Sources: GDPR Article 5(1)(e); CCPA §1798.100; HIPAA 45 CFR §164.530; SOX Section 802; ARMA International "Generally Accepted Recordkeeping Principles" (2017).
Inventory all data categories — identify every type of personal and business data the organization holds: employee records, customer data, financial records, contracts, logs, backups, and communications. Data you don't know about can't be managed.
Identify applicable legal retention requirements — map each data category to its legal retention obligation: HR records (varies by jurisdiction, typically 3–7 years), financial records (SOX: 7 years for auditors), health records (HIPAA: 6 years), contract records (typically statute of limitations + 1 year).
Define business purpose duration — for each data category, document the active business purpose (e.g., "customer purchase history: needed for support and returns for 2 years"). Retention ends when business purpose ends, unless law requires longer.
Set retention periods — the retention period is max(legal minimum, business purpose duration). Document the rationale. Where the law says "no longer than necessary," define "necessary" explicitly.
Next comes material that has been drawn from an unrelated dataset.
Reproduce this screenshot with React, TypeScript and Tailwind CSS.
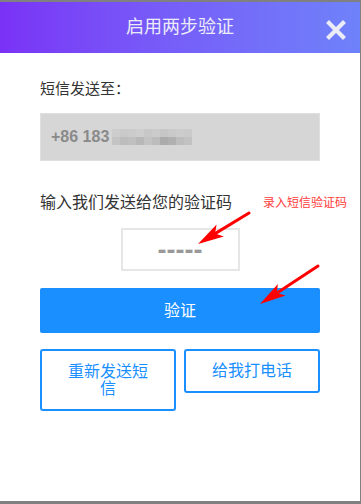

Design the retention schedule — create a retention schedule table: Data Category → Legal Basis → Minimum Legal Period → Business Period → Retention Period → Deletion Method → Owner. This is the policy's core document.
Classify data by sensitivity and location — apply retention rules by data classification (public, internal, confidential, restricted) and by system (CRM, HR system, email, cloud storage, backups, logs). Each system needs a deletion mechanism.
Build legal hold procedures — define the process for placing a legal hold (suspending routine deletion) when litigation or regulatory investigation is anticipated. Holds must be documented and lifted when the matter concludes.
Implement automated deletion where possible — configure systems to automatically delete or anonymize data at the end of the retention period. Manual deletion is unreliable; automation is the only scalable approach.
Define secure deletion standards — specify deletion methods by data type: electronic data (NIST SP 800-88 compliant wiping or cryptographic erasure), physical records (cross-cut shredding), cloud data (provider-verified deletion with certificate).
Train staff and audit compliance — conduct annual training for all data handlers; conduct semi-annual audits of actual retention vs. policy; report compliance metrics to leadership. Update policy when laws change or new data categories are created.